--- START OF GIVEN MATERIAL ---

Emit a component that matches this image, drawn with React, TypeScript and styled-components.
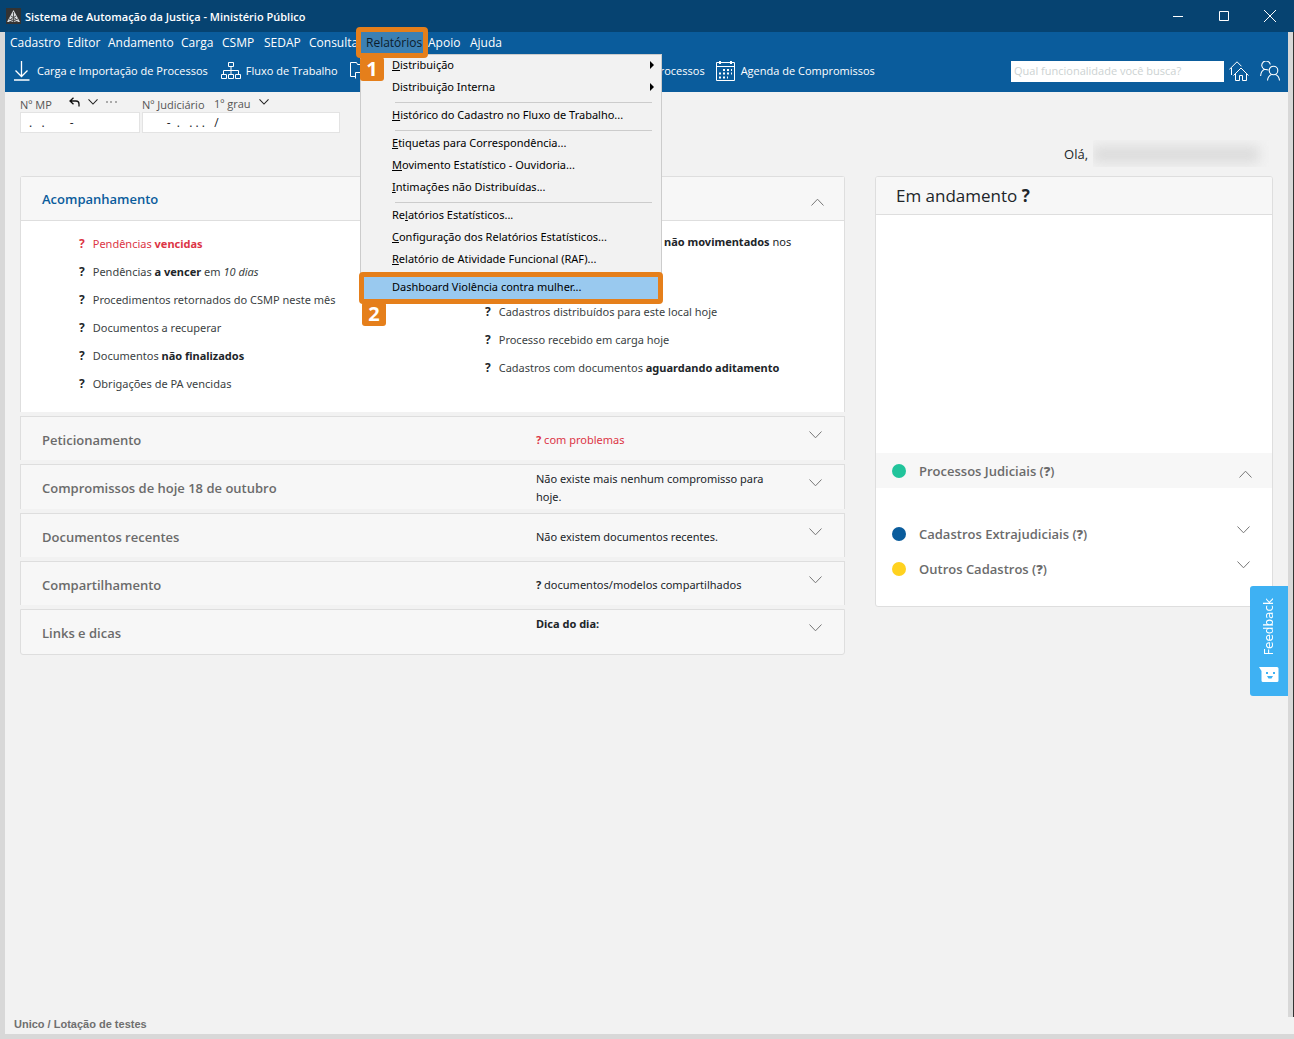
import React from 'react';
import styled, { createGlobalStyle } from 'styled-components';

const color = {
  title: '#064371',
  bar: '#0a5c9c',
  page: '#f2f2f2',
  frame: '#d8d8d8',
  line: '#dedede',
  head: '#f7f7f7',
  orange: '#e57f1b',
  red: '#dc3545',
  text: '#212529',
  muted: '#6b6b6b',
  accent: '#0a5c9c',
};

const compact = '"Noto Sans", "Open Sans", sans-serif';

const GlobalStyle = createGlobalStyle`
  *, *::before, *::after { box-sizing: border-box; }
  body { margin: 0; background: ${color.page}; }
  body, button, input, select {
    font-family: "Open Sans", "Noto Sans", sans-serif;
    font-size: 12px;
    line-height: 18px;
    color: ${color.text};
  }
  button { border: 0; padding: 0; background: none; text-align: left; }
  ul { list-style: none; margin: 0; padding: 0; }
  h1, h2, p { margin: 0; font-size: inherit; font-weight: inherit; }
  svg { display: block; flex: none; }
`;

const Window = styled.div`
  display: grid;
  grid-template-columns: 5px minmax(0, 1fr) 6px;
  grid-template-rows: 32px auto 1fr 17px 5px;
  min-height: 100vh;
  background: ${color.frame};
`;

const TitleBar = styled.header`
  grid-column: 1 / -1;
  display: flex;
  align-items: center;
  padding: 0 1px 0 6px;
  background: ${color.title};
  color: #fff;
`;

const WindowTitle = styled.h1`
  flex: 1;
  padding: 2px 0 0 4px;
  font-size: 11px;
  font-weight: 600;
`;

const WindowButton = styled.button`
  display: grid;
  place-items: center;
  width: 46px;
  height: 32px;
`;

const RightEdge = styled.div`
  grid-column: 3;
  grid-row: 2 / 4;
  border-right: 1px solid #333;
`;

const BlueArea = styled.div`
  grid-column: 2;
  grid-row: 2;
  background: ${color.bar};
  color: #fff;
`;

const MenuBar = styled.nav`
  display: grid;
  grid-template-columns: 57px 41px 73px 41px 42px 45px 57px 62px 42px 47px;
  height: 20px;
`;

const MenuButton = styled.button`
  padding-left: 5px;
  height: 21px;
  color: #fff;
  white-space: nowrap;
  font-size: 12px;
`;

const OpenMenu = styled.div`
  position: relative;
  z-index: 5;
  height: 21px;
  background: #3c80b3;
`;

const OpenMenuButton = styled(MenuButton)`
  position: relative;
  width: 100%;
  color: #0b1c2c;
  &::after {
    content: '';
    position: absolute;
    inset: -5px;
    border: 5px solid ${color.orange};
    border-radius: 4px;
  }
`;

const Step = styled.span`
  position: absolute;
  z-index: 2;
  left: ${(p: { $left: number; $top: number }) => p.$left}px;
  top: ${(p) => p.$top}px;
  width: 24px;
  height: 24px;
  border-radius: 3px;
  background: ${color.orange};
  color: #fff;
  font-size: 20px;
  font-weight: 700;
  line-height: 24px;
  text-align: center;
`;

const Dropdown = styled.ul`
  position: absolute;
  left: -1px;
  top: 22px;
  width: 302px;
  border: 1px solid #ccc;
  background: ${color.page};
  color: #000;
`;

const DropdownItem = styled.li`
  position: relative;
`;

const DropdownButton = styled.button<{ $active?: boolean }>`
  display: flex;
  align-items: center;
  justify-content: space-between;
  width: 100%;
  height: 22px;
  padding: 0 6px 2px 31px;
  color: #000;
  white-space: nowrap;
  font-family: ${compact};
  font-size: 11px;
  ${(p) =>
    p.$active &&
    `background: #99c9ef;
    &::after {
      content: '';
      position: absolute;
      inset: -5px -2px;
      border: 5px solid ${color.orange};
      border-radius: 4px;
    }`}
`;

const Separator = styled.li`
  height: 6px;
  margin: 0 9px 0 34px;
  background: linear-gradient(#ccc, #ccc) center / 100% 1px no-repeat;
`;

const Toolbar = styled.div`
  display: flex;
  align-items: center;
  height: 40px;
  padding: 0 8px 2px 9px;
`;

const Tool = styled.button<{ $gap: number; $after: number; $width?: number }>`
  display: flex;
  align-items: center;
  justify-content: space-between;
  gap: ${(p) => p.$gap}px;
  margin-right: ${(p) => p.$after}px;
  width: ${(p) => (p.$width ? `${p.$width}px` : 'auto')};
  color: #fff;
  white-space: nowrap;
  font-size: 11px;
`;

const ToolIcons = styled.div`
  display: flex;
  gap: 11px;
  padding-left: 5px;
`;

const Search = styled.input`
  width: 213px;
  height: 21px;
  margin-left: auto;
  padding: 0 3px 2px;
  border: 0;
  font-size: 11px;
  &::placeholder { color: #ccd2d2; }
`;

const Content = styled.main`
  position: relative;
  grid-column: 2;
  grid-row: 3;
  padding: 4px 15px 0;
  background: ${color.page};
`;

const Fields = styled.div`
  display: flex;
  gap: 2px;
`;

const Field = styled.div<{ $width: number }>`
  width: ${(p) => p.$width}px;
`;

const FieldHead = styled.div`
  display: flex;
  align-items: center;
  height: 16px;
  color: #555;
`;

const FieldLabel = styled.label<{ $width: number }>`
  width: ${(p) => p.$width}px;
  padding-top: 2px;
  font-size: 11px;
  white-space: nowrap;
`;

const FieldIcons = styled.span`
  display: flex;
  align-items: center;
  gap: 8px;
  padding-bottom: 4px;
`;

const Degree = styled.select`
  appearance: none;
  width: 45px;
  height: 18px;
  padding: 0;
  border: 0;
  background: none;
  color: #555;
  font-size: 11px;
`;

const NumberInput = styled.input`
  width: 100%;
  height: 21px;
  padding: 0 5px;
  border: 1px solid #e3e3e3;
  background: #fff;
`;

const Greeting = styled.p`
  display: flex;
  justify-content: flex-end;
  align-items: center;
  gap: 5px;
  height: 43px;
  padding: 0 4px 2px 0;
  font-size: 13px;
`;

const HiddenName = styled.span`
  width: 176px;
  height: 27px;
  padding: 6px 10px 4px 0;
  overflow: hidden;
  &::before {
    content: '';
    display: block;
    height: 17px;
    background: #dcdcdc;
    filter: blur(6px);
  }
`;

const Columns = styled.div`
  display: grid;
  grid-template-columns: minmax(0, 1fr) 398px;
  align-items: start;
  gap: 30px;
`;

const Accordion = styled.div`
  display: flex;
  flex-direction: column;
  gap: 4px;
`;

const Panel = styled.section`
  border: 1px solid ${color.line};
  border-bottom: 0;
  border-radius: 3px 3px 0 0;
  background: #fff;
`;

const PanelHead = styled.div`
  display: flex;
  align-items: center;
  justify-content: space-between;
  height: 44px;
  padding: 0 20px 0 21px;
  border-bottom: 1px solid ${color.line};
  background: ${color.head};
`;

const Title = styled.h2<{ $active?: boolean }>`
  color: ${(p) => (p.$active ? color.accent : color.muted)};
  font-size: 13px;
  font-weight: 600;
  line-height: 18px;
`;

const Toggle = styled.button<{ $top?: number }>`
  padding-top: ${(p) => p.$top ?? 0}px;
`;

const PanelBody = styled.div`
  display: grid;
  grid-template-columns: 406px minmax(0, 1fr);
  height: 191px;
  padding: 9px 20px 0 58px;
`;

const PendingItem = styled.li<{ $red?: boolean }>`
  display: flex;
  align-items: center;
  gap: 8px;
  height: 28px;
  color: ${(p) => (p.$red ? color.red : '#3b3f43')};
  white-space: nowrap;
  font-family: ${compact};
  font-size: 11px;
  b { color: ${(p) => (p.$red ? color.red : color.text)}; }
  > b { font-size: 12px; }
`;

const CoveredItem = styled.li`
  height: 68px;
  padding: 3px 0 0 179px;
  white-space: nowrap;
  font-family: ${compact};
  font-size: 11px;
`;

const Row = styled.section`
  display: grid;
  grid-template-columns: minmax(0, 1fr) 261px 25px;
  min-height: 44px;
  padding: 5px 22px 3px 21px;
  border: 1px solid ${color.line};
  border-bottom: 0;
  background: ${color.head};
  align-items: center;
  &:last-child { min-height: 46px; border-bottom: 1px solid ${color.line}; border-radius: 0 0 3px 3px; }
`;

const RowText = styled.p<{ $red?: boolean; $top?: boolean }>`
  padding-right: 20px;
  color: ${(p) => (p.$red ? color.red : color.text)};
  align-self: ${(p) => (p.$top ? 'start' : 'center')};
  font-family: ${compact};
  font-size: 11px;
`;

const RowToggle = styled.button`
  align-self: start;
  justify-self: end;
  padding-top: 9px;
`;

const SideCard = styled.aside`
  border: 1px solid ${color.line};
  border-radius: 3px;
  background: #fff;
  overflow: hidden;
  padding-bottom: 20px;
`;

const SideHead = styled.div`
  height: 38px;
  padding-left: 20px;
  border-bottom: 1px solid ${color.line};
  background: ${color.head};
  font-size: 17px;
  line-height: 37px;
`;

const SideBlank = styled.div`
  height: 238px;
`;

const SideRow = styled.div<{ $open?: boolean }>`
  display: flex;
  align-items: center;
  gap: 13px;
  height: 35px;
  padding: 0 ${(p) => (p.$open ? 20 : 22)}px 0 16px;
  margin-bottom: ${(p) => (p.$open ? 28 : 0)}px;
  background: ${(p) => (p.$open ? color.head : '#fff')};
  ${Title} { flex: 1; }
  ${Toggle} { align-self: start; }
`;

const Dot = styled.span<{ $color: string }>`
  width: 14px;
  height: 14px;
  border-radius: 50%;
  background: ${(p) => p.$color};
`;

const Feedback = styled.button`
  position: absolute;
  right: 0;
  top: 494px;
  display: flex;
  flex-direction: column;
  align-items: center;
  justify-content: space-between;
  width: 38px;
  height: 110px;
  padding: 12px 0 14px;
  border-radius: 3px 0 0 3px;
  background: #3eb1f3;
  color: #fff;
`;

const FeedbackText = styled.span`
  writing-mode: vertical-rl;
  transform: rotate(180deg);
  font-family: "DejaVu Sans", sans-serif;
  font-size: 12px;
`;

const StatusBar = styled.footer`
  grid-column: 2 / 4;
  grid-row: 4;
  padding-left: 9px;
  background: ${color.page};
  color: #6f6f6f;
  font-family: "Liberation Sans", Arial, sans-serif;
  font-size: 11px;
  font-weight: 700;
  line-height: 14px;
`;

function Chevron({ up, dark, size = 13 }: { up?: boolean; dark?: boolean; size?: number }) {
  return (
    <svg width={size} height={size > 10 ? 8 : 6} viewBox="0 0 13 8" fill="none" stroke={dark ? '#222' : '#777'} strokeWidth={dark ? 1.4 : 1}>
      <path d={up ? 'M.5 7.5 6.5 1.2l6 6.3' : 'M.5.5l6 6.3 6-6.3'} />
    </svg>
  );
}

const Logo = () => (
  <svg width="15" height="16" viewBox="0 0 15 16">
    <rect width="15" height="16" fill="#333" />
    <path d="M7.5 2 14 14H1z" fill="#d9dcdf" />
    <path d="M7.5 4v10M3 11l9 3M12 11l-9 3M5 8l5 3M10 8l-5 3" stroke="#444" strokeWidth=".9" />
  </svg>
);

const Download = () => (
  <svg width="16" height="20" viewBox="0 0 16 20" fill="none" stroke="#fff" strokeWidth="1.3">
    <path d="M7.5 0v15M1.500 9.500l6 6 6-6M0 19h15.500" />
  </svg>
);

const Sitemap = () => (
  <svg width="20" height="18" viewBox="0 0 20 18" fill="none" stroke="#fff">
    <path d="M7.500.5h5v4h-5zM.5 12.500h5v4h-5zM7.500 12.500h5v4h-5zM14.500 12.500h5v4h-5zM10 4.500v8M2.500 12.500v-4h15v4" />
  </svg>
);

const Folders = () => (
  <svg width="20" height="20" viewBox="0 0 20 20" fill="none" stroke="#fff">
    <path d="M5 15.500H.5V1.500h6l1 2h8v5M5.500 17.500v-6h5l1 2h7v6" />
  </svg>
);

const Calendar = () => (
  <svg width="19" height="20" viewBox="0 0 19 20" fill="none" stroke="#fff">
    <path d="M.5 1.500h18v18H.5zM0 5.500h19" />
    <path d="M4 0v3M15 0v3" strokeWidth="2" />
    <path d="M7 9h9M3 12.500h13M3 16.500h9" strokeWidth="2" strokeDasharray="2 2" />
  </svg>
);

const Houses = () => (
  <svg width="20" height="20" viewBox="0 0 20 20" fill="none" stroke="#fff">
    <path d="M2.500 14V7M.3 8.500 8 .8l4.500 4.500M4.500 14.500 12 7l7.500 7.500M6.500 13v6.500h4v-5h3v5h4V13" />
  </svg>
);

const People = () => (
  <svg width="20" height="20" viewBox="0 0 20 20" fill="none" stroke="#fff" strokeWidth="1.1">
    <path d="M4.500 8.300A4.300 4.300 0 1 1 10.300 3.500M4.500 8.300C2 9.500.8 12 .6 15M4.500 8.300l4 .7" />
    <circle cx="13.500" cy="9.500" r="4.300" />
    <path d="M7.500 19.500c.3-3 1.500-5 4-6M19.500 19.500c-.3-3-1.500-5-4-6" />
  </svg>
);

const Undo = () => (
  <svg width="11" height="10" viewBox="0 0 11 10" fill="none" stroke="#111" strokeWidth="1.300">
    <path d="M4.500.8 1 4l3.500 3.200M1 4h6c2 0 3 1.300 3 3v2.500" />
  </svg>
);

const Dots = () => (
  <svg width="11" height="2" viewBox="0 0 11 2" fill="#aaa">
    <path d="M0 0h2v2H0zM4 0h2v2H4zM9 0h2v2H9z" />
  </svg>
);

const Smile = () => (
  <svg width="20" height="15" viewBox="0 0 20 15">
    <path d="M0 0h18a1.500 1.500 0 0 1 1.500 1.500v12A1.500 1.500 0 0 1 18 15H4a1.500 1.500 0 0 1-1.500-1.500V4z" fill="#fff" />
    <path d="M7 5h2v2H7zM14 5h2v2h-2zM8 9h6l-1.500 2.500h-3z" fill="#3eb1f3" />
  </svg>
);

const Arrow = () => (
  <svg width="6" height="8" viewBox="0 0 6 8">
    <path d="M1 0l4 4-4 4z" />
  </svg>
);

type Entry = { pre?: string; key?: string; post: string; sub?: boolean };

const menuGroups: Entry[][] = [
  [
    { key: 'D', post: 'istribuição', sub: true },
    { post: 'Distribuição Interna', sub: true },
  ],
  [{ key: 'H', post: 'istórico do Cadastro no Fluxo de Trabalho...' }],
  [
    { key: 'E', post: 'tiquetas para Correspondência...' },
    { key: 'M', post: 'ovimento Estatístico - Ouvidoria...' },
    { key: 'I', post: 'ntimações não Distribuídas...' },
  ],
  [
    { pre: 'Re', key: 'l', post: 'atórios Estatísticos...' },
    { key: 'C', post: 'onfiguração dos Relatórios Estatísticos...' },
    { key: 'R', post: 'elatório de Atividade Funcional (RAF)...' },
  ],
];

const rows: { title: string; text: React.ReactNode; red?: boolean; top?: boolean }[] = [
  { title: 'Peticionamento', text: <><b>?</b> com problemas</>, red: true },
  { title: 'Compromissos de hoje 18 de outubro', text: 'Não existe mais nenhum compromisso para hoje.' },
  { title: 'Documentos recentes', text: 'Não existem documentos recentes.' },
  { title: 'Compartilhamento', text: <><b>?</b> documentos/modelos compartilhados</> },
  { title: 'Links e dicas', text: <b>Dica do dia:</b>, top: true },
];

const cases = [
  { title: 'Processos Judiciais', color: '#21c49b', open: true },
  { title: 'Cadastros Extrajudiciais', color: '#0a5c9c' },
  { title: 'Outros Cadastros', color: '#ffd21f' },
];

function ReportsMenu() {
  return (
    <OpenMenu>
      <Dropdown>
        {menuGroups.map((group, i) => (
          <React.Fragment key={i}>
            {group.map((e) => (
              <DropdownItem key={e.post}>
                <DropdownButton>
                  <span>{e.pre}{e.key && <u>{e.key}</u>}{e.post}</span>
                  {e.sub && <Arrow />}
                </DropdownButton>
              </DropdownItem>
            ))}
            <Separator />
          </React.Fragment>
        ))}
        <DropdownItem>
          <DropdownButton $active>Dashboard Violência contra mulher...</DropdownButton>
          <Step $left={1} $top={25}>2</Step>
        </DropdownItem>
      </Dropdown>
      <OpenMenuButton>Relatórios</OpenMenuButton>
      <Step $left={-1} $top={25}>1</Step>
    </OpenMenu>
  );
}

export default function App() {
  return (
    <Window>
      <GlobalStyle />
      <TitleBar>
        <Logo />
        <WindowTitle>Sistema de Automação da Justiça - Ministério Público</WindowTitle>
        <WindowButton aria-label="Minimizar">
          <svg width="10" height="1"><rect width="10" height="1" fill="#fff" /></svg>
        </WindowButton>
        <WindowButton aria-label="Maximizar">
          <svg width="10" height="10" fill="none" stroke="#fff"><path d="M.5.5h9v9h-9z" /></svg>
        </WindowButton>
        <WindowButton aria-label="Fechar">
          <svg width="12" height="12" stroke="#fff"><path d="M0 0l12 12M12 0L0 12" /></svg>
        </WindowButton>
      </TitleBar>
      <BlueArea>
        <MenuBar>
          {['Cadastro', 'Editor', 'Andamento', 'Carga', 'CSMP', 'SEDAP', 'Consulta'].map((m) => (
            <MenuButton key={m}>{m}</MenuButton>
          ))}
          <ReportsMenu />
          <MenuButton>Apoio</MenuButton>
          <MenuButton>Ajuda</MenuButton>
        </MenuBar>
        <Toolbar>
          <Tool $gap={7} $after={13}><Download />Carga e Importação de Processos</Tool>
          <Tool $gap={5} $after={12}><Sitemap />Fluxo de Trabalho</Tool>
          <Tool $gap={0} $after={11} $width={355}><Folders />Processos</Tool>
          <Tool $gap={6} $after={0}><Calendar />Agenda de Compromissos</Tool>
          <Search aria-label="Buscar funcionalidade" placeholder="Qual funcionalidade você busca?" />
          <ToolIcons>
            <button aria-label="Início"><Houses /></button>
            <button aria-label="Usuários"><People /></button>
          </ToolIcons>
        </Toolbar>
      </BlueArea>
      <RightEdge />
      <Content>
        <Fields>
          <Field $width={120}>
            <FieldHead>
              <FieldLabel $width={49} htmlFor="mp">Nº MP</FieldLabel>
              <FieldIcons><Undo /><Chevron dark size={10} /><Dots /></FieldIcons>
            </FieldHead>
            <NumberInput id="mp" defaultValue=" .   .        -" />
          </Field>
          <Field $width={198}>
            <FieldHead>
              <FieldLabel $width={72} htmlFor="jud">Nº Judiciário</FieldLabel>
              <Degree aria-label="Grau"><option>1º grau</option></Degree>
              <FieldIcons><Chevron dark size={10} /></FieldIcons>
            </FieldHead>
            <NumberInput id="jud" defaultValue="      -  .   . . .   /" />
          </Field>
        </Fields>
        <Greeting>Olá, <HiddenName /></Greeting>
        <Columns>
          <Accordion>
            <Panel>
              <PanelHead>
                <Title $active>Acompanhamento</Title>
                <Toggle $top={7} aria-label="Recolher"><Chevron up /></Toggle>
              </PanelHead>
              <PanelBody>
                <ul>
                  <PendingItem $red><b>?</b><span>Pendências <b>vencidas</b></span></PendingItem>
                  <PendingItem><b>?</b><span>Pendências <b>a vencer</b> em <i>10 dias</i></span></PendingItem>
                  <PendingItem><b>?</b><span>Procedimentos retornados do CSMP neste mês</span></PendingItem>
                  <PendingItem><b>?</b><span>Documentos a recuperar</span></PendingItem>
                  <PendingItem><b>?</b><span>Documentos <b>não finalizados</b></span></PendingItem>
                  <PendingItem><b>?</b><span>Obrigações de PA vencidas</span></PendingItem>
                </ul>
                <ul>
                  <CoveredItem><b>não movimentados</b> nos</CoveredItem>
                  <PendingItem><b>?</b><span>Cadastros distribuídos para este local hoje</span></PendingItem>
                  <PendingItem><b>?</b><span>Processo recebido em carga hoje</span></PendingItem>
                  <PendingItem><b>?</b><span>Cadastros com documentos <b>aguardando aditamento</b></span></PendingItem>
                </ul>
              </PanelBody>
            </Panel>
            {rows.map((r) => (
              <Row key={r.title}>
                <Title>{r.title}</Title>
                <RowText $red={r.red} $top={r.top}>{r.text}</RowText>
                <RowToggle aria-label={`Expandir ${r.title}`}><Chevron /></RowToggle>
              </Row>
            ))}
          </Accordion>
          <SideCard>
            <SideHead>Em andamento <b>?</b></SideHead>
            <SideBlank />
            {cases.map((c) => (
              <SideRow key={c.title} $open={c.open}>
                <Dot $color={c.color} />
                <Title>{c.title} (<b>?</b>)</Title>
                <Toggle $top={c.open ? 17 : 10} aria-label={c.title}><Chevron up={c.open} /></Toggle>
              </SideRow>
            ))}
          </SideCard>
        </Columns>
        <Feedback>
          <FeedbackText>Feedback</FeedbackText>
          <Smile />
        </Feedback>
      </Content>
      <StatusBar>Unico / Lotação de testes</StatusBar>
    </Window>
  );
}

--- END OF GIVEN MATERIAL ---

Determine how many lines in the listing above hold the string "components", then write only the number.

» ANSWER TO THIS TASK
2